Every approach to social science research addresses these kinds of questions based on one or another philosophical position. But the philosophical foundations of text mining research are uniquely unsettled because text mining methods are, for the most part, “mixed methods” (Creswell, 2014; Teddlie & Tashakkori, 2008) that are positioned at the intersection of the “two cultures” of the sciences and the humanities (Snow, 1959/2013). The “two cultures” was part of a 1959 lecture and subsequent book by the British novelist and scientist Snow. Snow was referring to the loss in Western society of a common culture as a result of the division between the sciences and humanities, a division that he saw as an impediment to solving social problems.
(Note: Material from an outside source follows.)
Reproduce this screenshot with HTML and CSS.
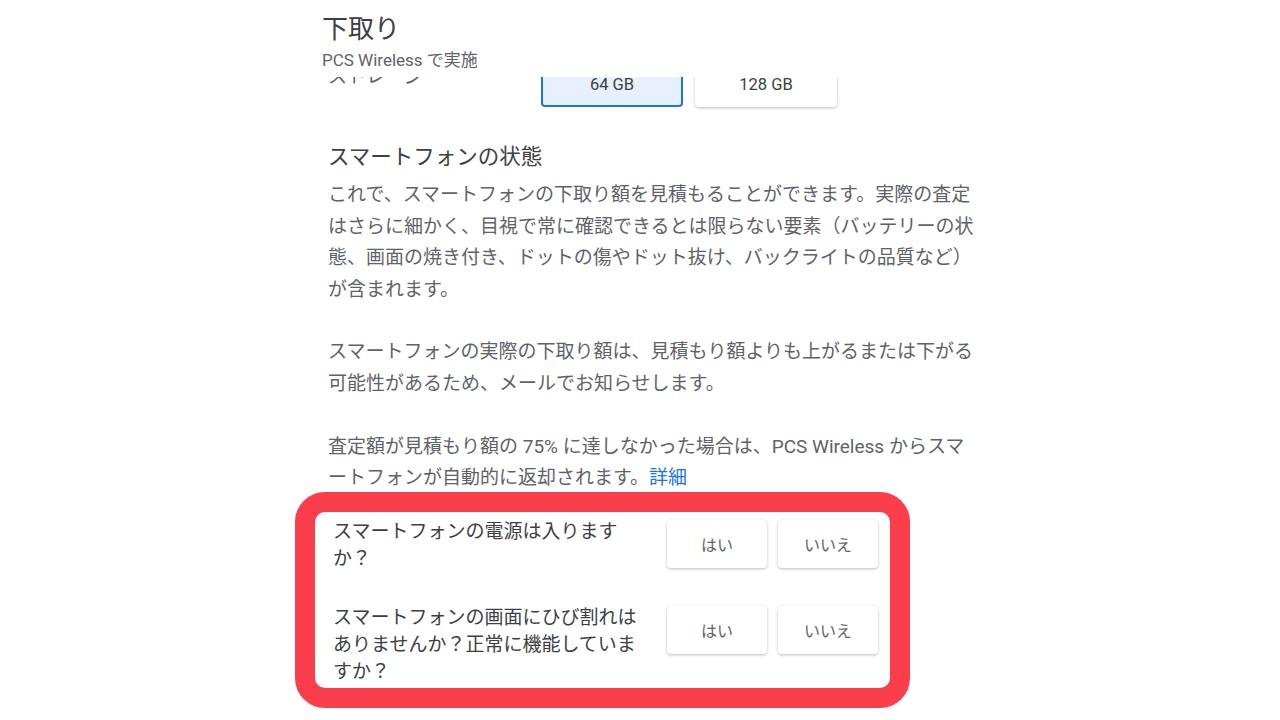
FILE: index.html
```html
<!DOCTYPE html>
<html lang="ja">
  <head>
    <meta charset="UTF-8" />
    <title>下取り</title>
    <link rel="stylesheet" href="styles.css">
  </head>
  <body>
    <header class="topbar">
      <h1 class="topbar-title">下取り</h1>
      <p class="topbar-sub">PCS Wireless で実施</p>
    </header>

    <main class="page">
      <section class="section">
        <div class="storage-row">
          <span class="storage-label">ストレージ</span>
          <div class="storage-options">
            <button class="option option-selected">64 GB</button>
            <button class="option">128 GB</button>
          </div>
        </div>

        <h2 class="section-title">スマートフォンの状態</h2>
        <p class="body-text">これで、スマートフォンの下取り額を見積もることができます。実際の査定はさらに細かく、目視で常に確認できるとは限らない要素（バッテリーの状態、画面の焼き付き、ドットの傷やドット抜け、バックライトの品質など）が含まれます。</p>
        <p class="body-text">スマートフォンの実際の下取り額は、見積もり額よりも上がるまたは下がる可能性があるため、メールでお知らせします。</p>
        <p class="body-text">査定額が見積もり額の 75% に達しなかった場合は、PCS Wireless からスマートフォンが自動的に返却されます。<a class="link" href="#">詳細</a></p>
      </section>

      <!-- highlighted questions -->
      <div class="highlight">
        <div class="question">
          <p class="question-text">スマートフォンの電源は入りますか？</p>
          <div class="answers">
            <button class="answer">はい</button>
            <button class="answer">いいえ</button>
          </div>
        </div>
        <div class="question">
          <p class="question-text">スマートフォンの画面にひび割れはありませんか？正常に機能していますか？</p>
          <div class="answers">
            <button class="answer">はい</button>
            <button class="answer">いいえ</button>
          </div>
        </div>
      </div>
    </main>
  </body>
</html>
```

FILE: styles.css
```css
body {
  margin: 0;
  background: #ffffff;
  font-family: Roboto, "Noto Sans CJK JP", sans-serif;
  color: #3c4043;
}
.topbar {
  position: fixed;
  top: 0;
  left: 0;
  right: 0;
  height: 77px;
  box-sizing: border-box;
  padding: 12px 0 0 322px;
  background: #ffffff;
  z-index: 1;
}
.topbar-title {
  margin: 0;
  font-size: 26px;
  line-height: 34px;
  font-weight: 400;
  color: #3c4043;
}
.topbar-sub {
  margin: 3px 0 0;
  font-size: 17px;
  line-height: 22px;
  color: #5f6368;
}
.page {
  padding: 61px 0 0 295px;
}
.section {
  padding-left: 33px;
  width: 650px;
}
.storage-row {
  display: flex;
  align-items: flex-start;
  height: 46px;
}
.storage-label {
  width: 213px;
  margin-top: 2px;
  font-size: 19px;
  line-height: 27px;
  color: #5f6368;
}
.storage-options {
  display: flex;
  gap: 12px;
}
.option {
  width: 142px;
  height: 46px;
  border: none;
  border-radius: 4px;
  background: #ffffff;
  box-shadow: 0 1px 3px rgba(60, 64, 67, 0.35);
  font-family: Roboto, "Noto Sans CJK JP", sans-serif;
  font-size: 16.5px;
  color: #3c4043;
}
.option-selected {
  background: #e8f0fe;
  border: 2px solid #1a73e8;
  box-shadow: none;
}
.section-title {
  margin: 35px 0 0;
  font-size: 21.5px;
  line-height: 30px;
  font-weight: 400;
  color: #3c4043;
}
.body-text {
  margin: 7px 0 0;
  font-size: 19px;
  line-height: 31.6px;
  color: #5f6368;
}
.body-text + .body-text {
  margin-top: 31px;
}
.link {
  color: #1a73e8;
  text-decoration: none;
}
.highlight {
  width: 615px;
  box-sizing: border-box;
  margin-top: -2px;
  border: 20px solid #fb3e4c;
  border-radius: 30px;
  padding: 6px 12px 2.5px 18px;
  background: #ffffff;
}
.question {
  display: flex;
  justify-content: space-between;
  align-items: flex-start;
}
.question + .question {
  margin-top: 32.5px;
}
.question-text {
  margin: 0;
  width: 310px;
  font-size: 19px;
  line-height: 27px;
  color: #3c4043;
}
.answers {
  display: flex;
  gap: 11px;
  margin-top: 2px;
}
.answer {
  width: 100px;
  height: 48px;
  border: none;
  border-radius: 4px;
  background: #ffffff;
  box-shadow: 0 1px 3px rgba(60, 64, 67, 0.35);
  font-family: Roboto, "Noto Sans CJK JP", sans-serif;
  font-size: 16px;
  color: #5f6368;
}
```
Although the idea of two cultures may seem simplistic, within the social sciences there continues to be a divide between more scientific and more humanistic forms of knowledge. These are sometimes referred to as idiographic and nomothetic knowledge (see Chapter 5), although social scientists themselves more often refer to scientific positivism and postpositivism. Positivism is a paradigm of inquiry that prioritizes quantification, hypothesis testing, and statistical analysis; postpositivism is a more interpretive paradigm that values close reading and multiple interpretations of texts. In practice, text mining and text analysis research is usually performed as a pragmatic combination of these two paradigms. Because positivism and postpositivism are premised on different epistemological and ontological positions, they often produce research findings that are “incommensurable,” meaning that they cannot build upon one another. Positivism and postpositivism are based on epistemological and ontological orientations that can be sorted into the following five philosophical positions (Howell, 2013).
Correspondence Theory
The first philosophical position that provides a foundation for social research, correspondence theory, is a traditional model of knowledge and truth associated with scientific positivism.